START Entries
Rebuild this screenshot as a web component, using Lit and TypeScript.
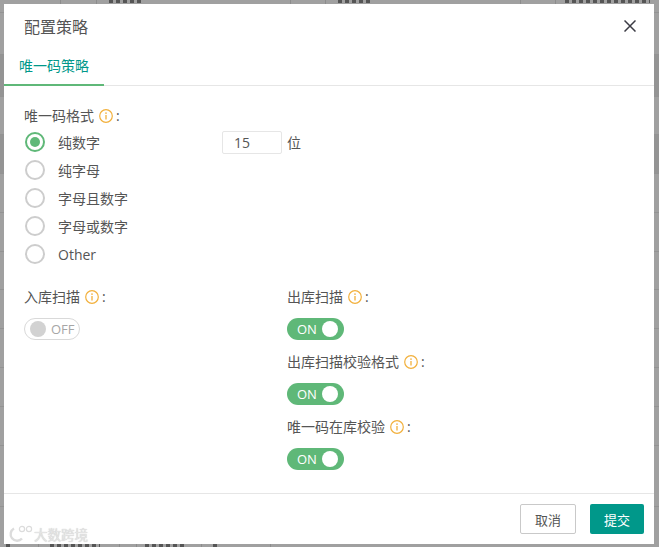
import { LitElement, html, css } from "lit";
import { customElement } from "lit/decorators.js";

const info = html`<svg class="info" viewBox="0 0 14 14" width="14" height="14"><circle cx="7" cy="7" r="6.3" fill="none" stroke="#f2b03c" stroke-width="1.2"/><circle cx="7" cy="4.1" r=".85" fill="#f2b03c"/><path d="M7 6v4.6" stroke="#f2b03c" stroke-width="1.3" fill="none"/></svg>`;

// Backdrop table: [height, darker band?]
const rows: [number, boolean][] = [
  [13, false], [42, false], [42, true], [38, false], [39, true], [39, false],
  [39, false], [38, false], [39, false], [39, false], [39, false], [39, false], [61, false],
];

@customElement("app-root")
export class AppRoot extends LitElement {
  static styles = css`
    :host { display: block; width: 659px; height: 547px; overflow: hidden; position: relative; background: #a0a0a0;
      font-family: "Open Sans", "Noto Sans CJK SC", sans-serif; font-size: 14px; color: #555; }
    .backdrop { display: flex; flex-direction: column; height: 547px; }
    .row { flex: none; box-sizing: border-box; border-bottom: 1px solid #939393; }
    .row.dark { background: #949494; }
    .vline { position: absolute; width: 1px; background: #8c8c8c; }
    .frag { position: absolute; height: 3px; background: repeating-linear-gradient(90deg, #555 0 4px, transparent 4px 7px); }
    .modal { position: absolute; left: 4px; top: 4px; width: 650px; height: 540px; background: #fff; display: flex; flex-direction: column; }
    .head { height: 44px; flex: none; display: flex; align-items: center; justify-content: space-between; padding: 0 18px 0 20px; font-size: 16px; color: #555; }
    .close { display: block; }
    .tabs { height: 38px; flex: none; border-bottom: 1px solid #e6e6e6; box-sizing: border-box; }
    .tab { width: 85px; height: 36px; padding-left: 15px; line-height: 36px; color: #00988a; font-size: 14px; border-bottom: 2px solid #5fb878; }
    .body { flex: 1; padding: 20px 20px 0; box-sizing: border-box; }
    .label { display: flex; align-items: center; gap: 4.5px; height: 19px; line-height: 19px; color: #555; }
    .colon { margin-left: -1px; }
    .radios { display: flex; flex-direction: column; gap: 8px; margin-top: 7px; }
    .radio { display: flex; align-items: center; height: 20px; }
    .dot { width: 20px; height: 20px; box-sizing: border-box; border: 2px solid #cdcdcd; border-radius: 50%; margin: 0 13px 0 1px; flex: none; display: flex; align-items: center; justify-content: center; }
    .dot.on { border-color: #5fb878; }
    .dot.on::after { content: ""; width: 10px; height: 10px; border-radius: 50%; background: #5fb878; }
    .rtext { width: 164px; flex: none; }
    .num { width: 60px; height: 23px; box-sizing: border-box; border: 1px solid #e6e6e6; border-radius: 2px; padding-left: 11px; line-height: 21px; margin-right: 5px; }
    .cols { display: grid; grid-template-columns: 263px 1fr; margin-top: 23px; }
    .col { display: flex; flex-direction: column; }
    .toggle { width: 57px; height: 22px; border-radius: 11px; box-sizing: border-box; display: flex; align-items: center; margin: 12px 0; font-size: 13px; flex: none; }
    .toggle.on { background: #5fb878; color: #fff; padding: 0 6px 0 10px; justify-content: space-between; }
    .toggle.on i { width: 16px; height: 16px; background: #fff; border-radius: 50%; }
    .toggle.off { width: 56px; background: #fff; border: 1px solid #d9d9d9; color: #a6a6a6; padding: 0 0 0 5px; gap: 5px; }
    .toggle.off i { width: 16px; height: 16px; background: #d2d2d2; border-radius: 50%; }
    .foot { height: 51px; flex: none; border-top: 1px solid #e6e6e6; display: flex; justify-content: flex-end; align-items: flex-start; padding: 10px 10px 0 0; gap: 14px; box-sizing: border-box; }
    .btn { width: 56px; height: 30px; box-sizing: border-box; border-radius: 2px; display: flex; align-items: center; justify-content: center; font-size: 13px; }
    .cancel { border: 1px solid #c9c9c9; color: #555; background: #fff; }
    .ok { width: 54px; background: #00988a; color: #fff; }
    .mark { position: absolute; left: 7px; top: 524px; display: flex; align-items: center; gap: 1px; font-size: 13.5px; color: #e4e4e4; text-shadow: 0 0 1px #bbb; }
  `;

  render() {
    const radios = ["纯数字", "纯字母", "字母且数字", "字母或数字", "Other"];
    const t = (on: boolean) => html`<div class="toggle ${on ? "on" : "off"}">${on ? html`<span>ON</span><i></i>` : html`<i></i><span>OFF</span>`}</div>`;
    const l = (s: string) => html`<div class="label"><span>${s}</span>${info}<span class="colon">:</span></div>`;
    return html`
      <div class="backdrop">${rows.map(([h, d]) => html`<div class="row ${d ? "dark" : ""}" style="height:${h}px"></div>`)}</div>
      ${[60, 96, 290, 325, 520, 555].map((x) => html`<div class="vline" style="left:${x}px;top:0;height:4px"></div>`)}
      ${[38, 119, 136, 201, 270].map((x) => html`<div class="vline" style="left:${x}px;top:544px;height:3px"></div>`)}
      ${[[109, 34, 0], [338, 35, 0], [565, 85, 0], [6, 6, 544], [50, 50, 544], [145, 40, 544], [213, 6, 544]].map(
        ([x, w, y]) => html`<div class="frag" style="left:${x}px;width:${w}px;top:${y}px"></div>`
      )}
      <div class="modal">
        <div class="head"><span>配置策略</span>
          <svg class="close" width="12" height="12" viewBox="0 0 12 12"><path d="M.5.5l11 11M11.5.5l-11 11" stroke="#3b3b44" stroke-width="1.5" fill="none"/></svg>
        </div>
        <div class="tabs"><div class="tab">唯一码策略</div></div>
        <div class="body">
          ${l("唯一码格式")}
          <div class="radios">
            ${radios.map((r, i) => html`<div class="radio"><div class="dot ${i === 0 ? "on" : ""}"></div><div class="rtext">${r}</div>${i === 0 ? html`<div class="num">15</div><span>位</span>` : ""}</div>`)}
          </div>
          <div class="cols">
            <div class="col">${l("入库扫描")}${t(false)}</div>
            <div class="col">
              ${l("出库扫描")}${t(true)}
              ${l("出库扫描校验格式")}${t(true)}
              ${l("唯一码在库校验")}${t(true)}
            </div>
          </div>
        </div>
        <div class="foot"><div class="btn cancel">取消</div><div class="btn ok">提交</div></div>
      </div>
      <div class="mark"><svg width="26" height="18" viewBox="0 0 26 18"><path d="M7 3.5a6.5 6.5 0 1 0 8 10" stroke="#dcdcdc" stroke-width="2.4" fill="none"/><circle cx="15" cy="4" r="2.6" fill="none" stroke="#dcdcdc" stroke-width="1.2"/><circle cx="22" cy="4" r="2.6" fill="none" stroke="#dcdcdc" stroke-width="1.2"/></svg><span>大数跨境</span></div>
    `;
  }
}
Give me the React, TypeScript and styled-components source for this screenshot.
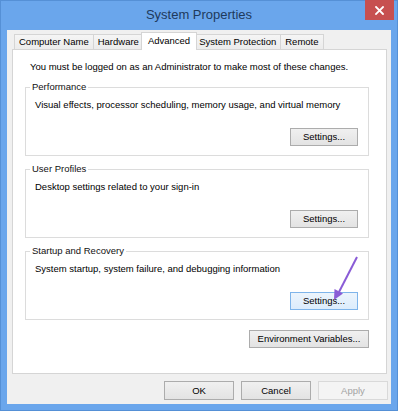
import styled, { createGlobalStyle, css } from 'styled-components';

const GlobalStyle = createGlobalStyle`
  html, body {
    margin: 0;
    padding: 0;
    background: #fff;
  }

  body {
    font-family: 'Liberation Sans', Arial, sans-serif;
    font-size: 9.5px;
    color: #000;
  }
`;

const Page = styled.div`
  position: relative;
  width: 400px;
  height: 412px;
`;

const Window = styled.div`
  box-sizing: border-box;
  width: 398px;
  height: 411px;
  background: #6aa6ec;
  border: 1px solid #5590d6;
  display: flex;
  flex-direction: column;
`;

const TitleBar = styled.div`
  flex: none;
  height: 29px;
  display: grid;
  grid-template-columns: 1fr auto 1fr;
  align-items: start;
`;

const Title = styled.div`
  grid-column: 2;
  font-size: 13px;
  line-height: 27px;
  color: #1e3a5c;
`;

const CloseButton = styled.button`
  all: unset;
  grid-column: 3;
  justify-self: end;
  margin: -1px 3px 0 0;
  width: 29px;
  height: 20px;
  background: #c75050;
  display: flex;
  align-items: center;
  justify-content: center;
`;

const Client = styled.div`
  flex: 1;
  margin: 0 6px 6px;
  padding: 2px 4px 0 5px;
  background: #f0f0f0;
  display: flex;
  flex-direction: column;
`;

const TabStrip = styled.div`
  height: 17px;
  padding-left: 2px;
  display: flex;
  align-items: flex-end;
  position: relative;
  z-index: 1;
`;

const Tab = styled.div<{ $active?: boolean }>`
  box-sizing: border-box;
  height: 15px;
  padding: 0 4px;
  margin-left: -1px;
  line-height: 13px;
  white-space: nowrap;
  border: 1px solid #d5d5d5;
  border-bottom: none;
  background: linear-gradient(#f5f5f5, #ececec);

  &:first-child {
    margin-left: 0;
  }

  ${(p) =>
    p.$active &&
    css`
      height: 18px;
      margin: 0 -2px -1px -3px;
      padding: 0 6px;
      line-height: 15px;
      background: #fff;
      position: relative;
      z-index: 1;
    `}
`;

const Panel = styled.div`
  box-sizing: border-box;
  height: 325px;
  padding: 11px 17px 0 12px;
  background: #fff;
  border: 1px solid #d5d5d5;
  display: flex;
  flex-direction: column;
`;

const Notice = styled.div`
  padding-left: 5px;
  line-height: 12px;
  margin-bottom: 8px;
`;

const Group = styled.fieldset`
  margin: 0 0 7px;
  padding: 6px 10px 9px 9px;
  min-width: 0;
  border: 1px solid #dcdcdc;
  display: flex;
  flex-direction: column;

  &:last-of-type {
    margin-bottom: 0;
  }
`;

const Legend = styled.legend`
  padding: 0 2px;
  margin-left: -5px;
  line-height: 12px;
  color: #111;
`;

const Description = styled.div`
  line-height: 12px;
  margin-bottom: 17px;
`;

const Button = styled.button<{ $width: number; $hot?: boolean; $tall?: boolean }>`
  all: unset;
  box-sizing: border-box;
  width: ${(p) => p.$width}px;
  height: ${(p) => (p.$tall ? 19 : 18)}px;
  text-align: center;
  font-family: 'Liberation Sans', Arial, sans-serif;
  font-size: 9.5px;
  line-height: ${(p) => (p.$tall ? 17 : 16)}px;
  color: #000;
  border: 1px solid #acacac;
  background: linear-gradient(#f0f0f0, #e3e3e3);

  &:disabled {
    color: #a3a3a3;
    border-color: #d9d9d9;
    background: #f4f4f4;
  }

  ${(p) =>
    p.$hot &&
    css`
      border-color: #7eb4ea;
      background: linear-gradient(#ecf4fc, #dcecfc);
    `}
`;

const GroupButton = styled(Button)`
  align-self: flex-end;
`;

const EnvButton = styled(Button)`
  align-self: flex-end;
  margin-top: 10px;
`;

const Footer = styled.div`
  margin: 7px -1px 0 0;
  display: flex;
  justify-content: flex-end;
  gap: 7px;
`;

const Annotation = styled.svg`
  position: absolute;
  left: 0;
  top: 0;
  pointer-events: none;
`;

const groups = [
  {
    title: 'Performance',
    text: 'Visual effects, processor scheduling, memory usage, and virtual memory',
  },
  {
    title: 'User Profiles',
    text: 'Desktop settings related to your sign-in',
  },
  {
    title: 'Startup and Recovery',
    text: 'System startup, system failure, and debugging information',
    hot: true,
  },
];

const tabs = ['Computer Name', 'Hardware', 'Advanced', 'System Protection', 'Remote'];

export default function App() {
  return (
    <Page>
      <GlobalStyle />
      <Window>
        <TitleBar>
          <Title>System Properties</Title>
          <CloseButton aria-label="Close">
            <svg width="9" height="9" viewBox="0 0 9 9">
              <path d="M1 1 L8 8 M8 1 L1 8" stroke="#fff" strokeWidth="1.8" strokeLinecap="square" />
            </svg>
          </CloseButton>
        </TitleBar>
        <Client>
          <TabStrip>
            {tabs.map((t) => (
              <Tab key={t} $active={t === 'Advanced'}>
                {t}
              </Tab>
            ))}
          </TabStrip>
          <Panel>
            <Notice>You must be logged on as an Administrator to make most of these changes.</Notice>
            {groups.map((g) => (
              <Group key={g.title}>
                <Legend>{g.title}</Legend>
                <Description>{g.text}</Description>
                <GroupButton $width={68} $hot={g.hot}>
                  Settings...
                </GroupButton>
              </Group>
            ))}
            <EnvButton $width={120}>Environment Variables...</EnvButton>
          </Panel>
          <Footer>
            <Button $width={70} $tall>
              OK
            </Button>
            <Button $width={70} $tall>
              Cancel
            </Button>
            <Button $width={70} $tall disabled>
              Apply
            </Button>
          </Footer>
        </Client>
      </Window>
      <Annotation width="400" height="412">
        <line x1="357" y1="257" x2="339" y2="292" stroke="#8a5cd6" strokeWidth="2" />
        <polygon points="334,300 334.5,289 343,293.5" fill="#8a5cd6" />
      </Annotation>
    </Page>
  );
}
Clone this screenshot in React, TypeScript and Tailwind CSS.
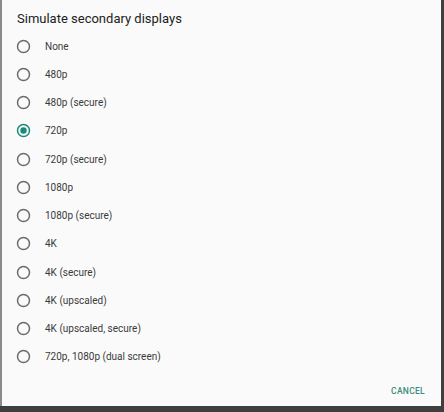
import React from 'react';

const options = [
  'None',
  '480p',
  '480p (secure)',
  '720p',
  '720p (secure)',
  '1080p',
  '1080p (secure)',
  '4K',
  '4K (secure)',
  '4K (upscaled)',
  '4K (upscaled, secure)',
  '720p, 1080p (dual screen)',
];

function Radio({ checked }: { checked: boolean }) {
  return (
    <svg width="15" height="15" viewBox="0 0 15 15">
      <circle cx="7.5" cy="7.5" r="6" fill="none" stroke={checked ? '#1a8a7a' : '#6b6b6b'} strokeWidth="1.5" />
      {checked && <circle cx="7.5" cy="7.5" r="3.2" fill="#1a8a7a" />}
    </svg>
  );
}

export default function App() {
  const selected = '720p';
  return (
    <div className="w-[444px] h-[412px] bg-[#3f3f3f] flex flex-col" style={{ fontFamily: 'Roboto, "Liberation Sans", sans-serif' }}>
      <div className="w-[441px] h-[406px] bg-[#fafafa] border-l-2 border-[#8a8a8a] flex flex-col">
        <div className="h-[32px] pl-[15px] pt-[10px] text-[13px] leading-[18px] text-[#212121]">
          Simulate secondary displays
        </div>
        <div className="flex flex-col">
          {options.map((o) => (
            <div key={o} className="h-[28.25px] flex items-center pl-[14px]">
              <Radio checked={o === selected} />
              <span className="ml-[14px] text-[10px] text-[#3a3a3a]">{o}</span>
            </div>
          ))}
        </div>
        <div className="flex-1 flex justify-end items-start pt-[14px] pr-[16px]">
          <span className="text-[8.5px] font-medium tracking-[0.3px] text-[#3a8a7e]">CANCEL</span>
        </div>
      </div>
    </div>
  );
}
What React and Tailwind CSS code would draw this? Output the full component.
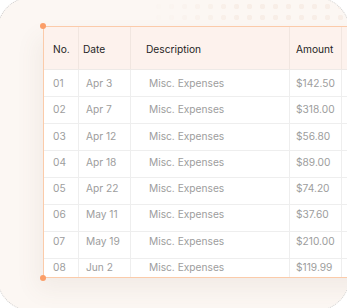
END Entries
● **To be done**:
The required output is the lines from the one containing "Clone this screenshot" through the end of the records above, reproduced exactly, with no pictures.

● **Answer to this exercise**:
Clone this screenshot in React, TypeScript and Tailwind CSS.
import React from 'react';

const options = [
  'None',
  '480p',
  '480p (secure)',
  '720p',
  '720p (secure)',
  '1080p',
  '1080p (secure)',
  '4K',
  '4K (secure)',
  '4K (upscaled)',
  '4K (upscaled, secure)',
  '720p, 1080p (dual screen)',
];

function Radio({ checked }: { checked: boolean }) {
  return (
    <svg width="15" height="15" viewBox="0 0 15 15">
      <circle cx="7.5" cy="7.5" r="6" fill="none" stroke={checked ? '#1a8a7a' : '#6b6b6b'} strokeWidth="1.5" />
      {checked && <circle cx="7.5" cy="7.5" r="3.2" fill="#1a8a7a" />}
    </svg>
  );
}

export default function App() {
  const selected = '720p';
  return (
    <div className="w-[444px] h-[412px] bg-[#3f3f3f] flex flex-col" style={{ fontFamily: 'Roboto, "Liberation Sans", sans-serif' }}>
      <div className="w-[441px] h-[406px] bg-[#fafafa] border-l-2 border-[#8a8a8a] flex flex-col">
        <div className="h-[32px] pl-[15px] pt-[10px] text-[13px] leading-[18px] text-[#212121]">
          Simulate secondary displays
        </div>
        <div className="flex flex-col">
          {options.map((o) => (
            <div key={o} className="h-[28.25px] flex items-center pl-[14px]">
              <Radio checked={o === selected} />
              <span className="ml-[14px] text-[10px] text-[#3a3a3a]">{o}</span>
            </div>
          ))}
        </div>
        <div className="flex-1 flex justify-end items-start pt-[14px] pr-[16px]">
          <span className="text-[8.5px] font-medium tracking-[0.3px] text-[#3a8a7e]">CANCEL</span>
        </div>
      </div>
    </div>
  );
}
What React and Tailwind CSS code would draw this? Output the full component.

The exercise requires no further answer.